Nathan Dobson says that reports are flooding in that the Chinese presence in Africa is enormous.  Here is one more.  I just spent 5 weeks exploring the West African coast from South Africa to Morocco and can confirm that the hand of China is almost everywhere visibly evident in the continent, at least on the Western coast.  Not only is it visible, but the people vocalize vociferously about how great China is and that China is helping them toward development.  When I first went to Africa in the late 1960s, it was America that was the darling.  No more.

Comment by Nathan Dobson on May 20, 2012 at 10:09am

The issue of debt cancellation is never far from the surface of debates about development in Africa especially when it becomes clear that wiping the slate clean doesn't fix the problem. Reports are flooding in about Chinese investment in the continent (e.g. Ethipia's third largest creditor) so does each attempt to erase data from the memory bank bring China one step closer to becoming the world's financial custodian?

Comment by Huon Wardle on May 20, 2012 at 8:52am

Eugene, I happen to be in China at the moment and I can affirm that itis not only creative but also displays innovative networks in abundance. It is a place on the move to use  the cliche with every possible variety of social variable currently available on the planet. As our friend/informant here says 'China is not sleeping dragon any more'. More later.

 

Comment by Keith Hart on May 19, 2012 at 6:07pm

Gabriela Coleman, an anthropologist who has carried out a participant observation study of the subversive group of internet hackers known as Anonymous, makes an interesting analogy with the work of Ernst Bloch:

“Anonymous acts in a way that is irreverent, often destructive, occasionally vindictive, and generally disdainful of the law, but it also offers an object lesson in what Frankfurt School philosopher Ernst Bloch calls ‘the principle of hope.’ In his three-volume work Das Prinzip Hoffnung (1938-47), Bloch attends to a stunningly diverse number of signs, symbols, and artefacts from different historical eras, ranging from dreams to fairy tales, in order to remind us that the desire for a better world is always in our midst. Bloch works as a philosophical archaeologist, excavating forgotten messages in songs, poems, and rituals. They do not represent hope in the religious sense, or even utopia—there is no vision of transcending our institutions, much less history—but they do hold latent possibilities that in certain conditions can be activated and perhaps lead to new political realities. ‘The door that is at least half-open, when it appears to open onto pleasant objects, is marked hope,’ Bloch writes. The emergence of Anonymous from one of the seediest places on the Internet seems to me an enactment of Bloch’s principle of hope.”

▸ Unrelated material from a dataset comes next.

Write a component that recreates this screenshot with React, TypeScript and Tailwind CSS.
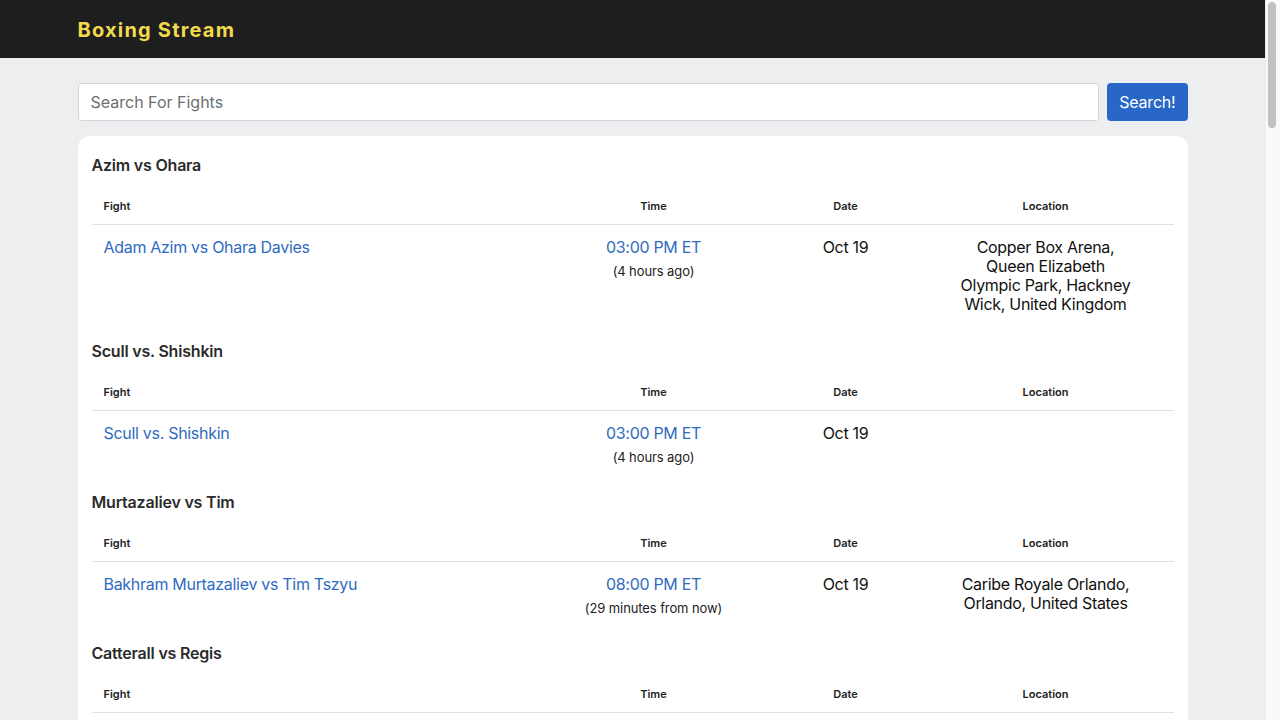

So Bloch’s vision is that this aspiration for a better world is everywhere and inside us, an infrastructure always ready to be tapped into and given more concrete impression. It is similar, at the level of ideology, to what I argue for the economy – people have always had many different ways of organizing their economic lives and these make up a reservoir of knowledge and aspiration that, given appropriate direction, could lead us to a better economy.